Sin and Punishment: Successor of the Skies Review
Heavens above.
Version tested: Wii
It is, perhaps, the most expensive videogame ever made. Not in the financial sense: Treasure, Japan's small yet consistently brilliant boutique developer has nothing like the resources of its high-profile Western counterparts, as the often-rudimentary graphical assets in this Space Harrier-style shoot-'em-up testify. But in creative terms Sin and Punishment: Successor of the Skies is a high-speed conveyor belt of valuable, distinct ideas, scenes and flourishes that dizzy the mind with their density and inventiveness.
An on-rails shooter, you move into the screen at a steady pace, the camera wheeling and diving as patterns of enemies streak across your fixed path. So nothing in the game is procedural or ad-hoc. There are no freeform battles to intersperse the set-pieces, as in a Halo or Modern Warfare, no moments where the developers can let the AI pad out the experience. Rather, every swoop of an enemy and pivot of a camera has been meticulously orchestrated, an assault of precision-laid creativity. This is a four-hour long rollercoaster ride far more expensive in ideas than any 60-hour RPG epic.
The rules are simple. You fire into 3D landscapes with a steady stream of shots. Lock-on an enemy and the need to keep the reticule manually trained disappears, albeit with a loss of firepower to offset the convenience. Where the first game in the series was locked to the ground, now protagonists Isa and Kachi have jetpacks and hoverboards and can seamlessly take to the skies and descend back into a run with an easing of the analogue stick.

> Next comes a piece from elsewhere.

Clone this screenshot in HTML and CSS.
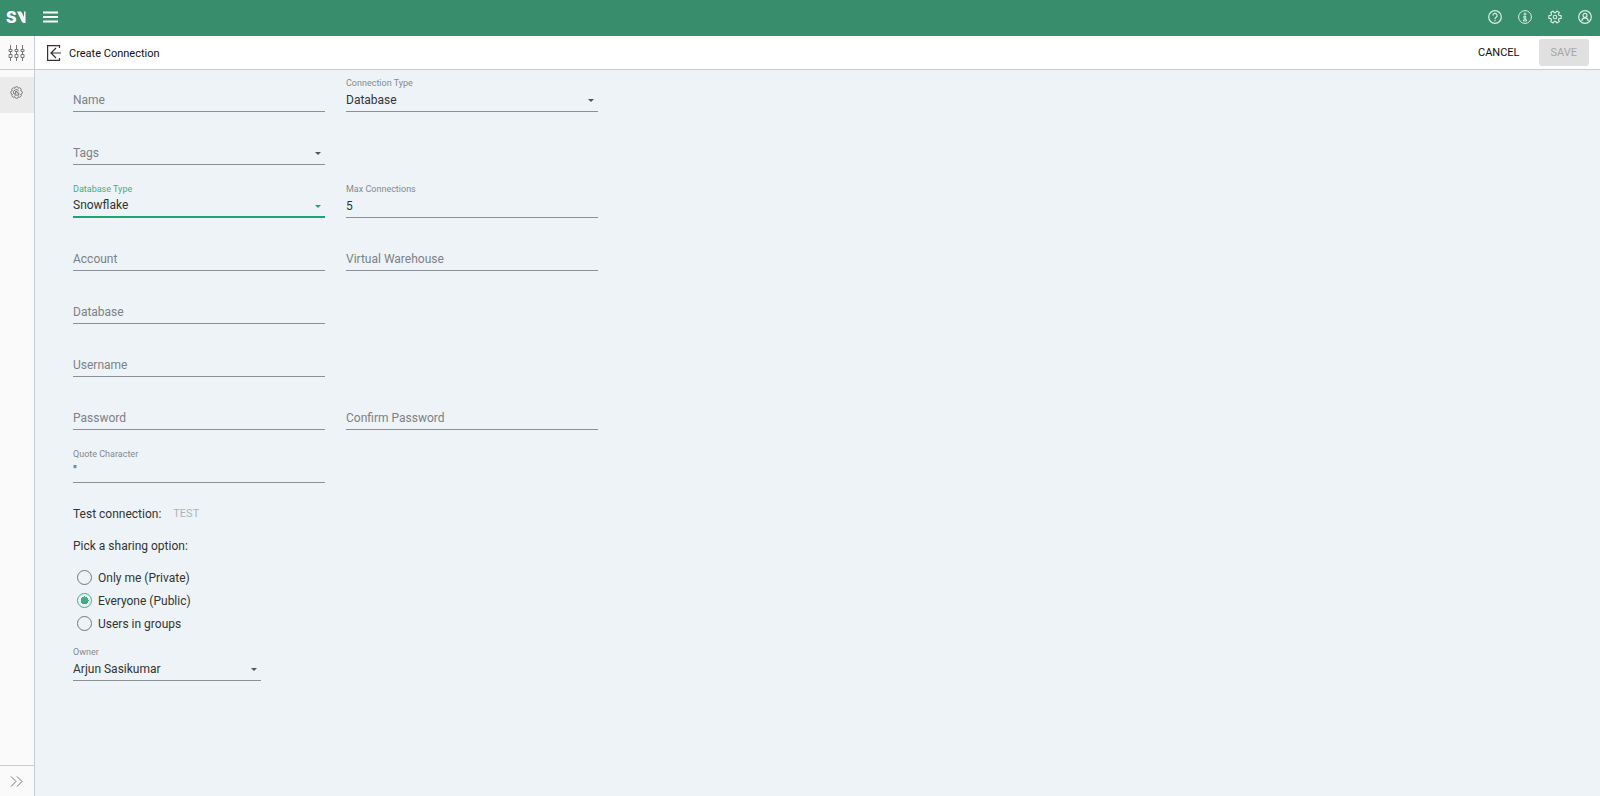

While your character exists only on a 2D plane at the foreground of your screen, by tilting and pivoting this angle into the world Treasure creates new, fascinating angles in the game, shifting it from side-scroller to top-down to vertical shoot-'em-up with disorientating yet delightful frequency.

Valuable medals can be won by fulfilling hidden conditions in each level by, for example, taking down all of the enemies in a flying formation, or killing a monster by battling back its own missile.
When a foe wanders too close you can strike them away with a close-quarters melee attack, and the move also works to swipe away any rockets, bombs and grenades hurled at you, batting them back at the opposition for a score boost. There is no cover to hide behind, no low walls in whose shelter you can scheme and plot your next move. Instead, you must survive the assault out in the open, bullets and breeze whistling past in a continuous stream of evolving scenes and scenarios. A single multiplier rises with consecutive kills and falls with consecutive hits, a tally readout charting your most recent performance and a modifier that must be carefully capitalised on for leaderboard dominance.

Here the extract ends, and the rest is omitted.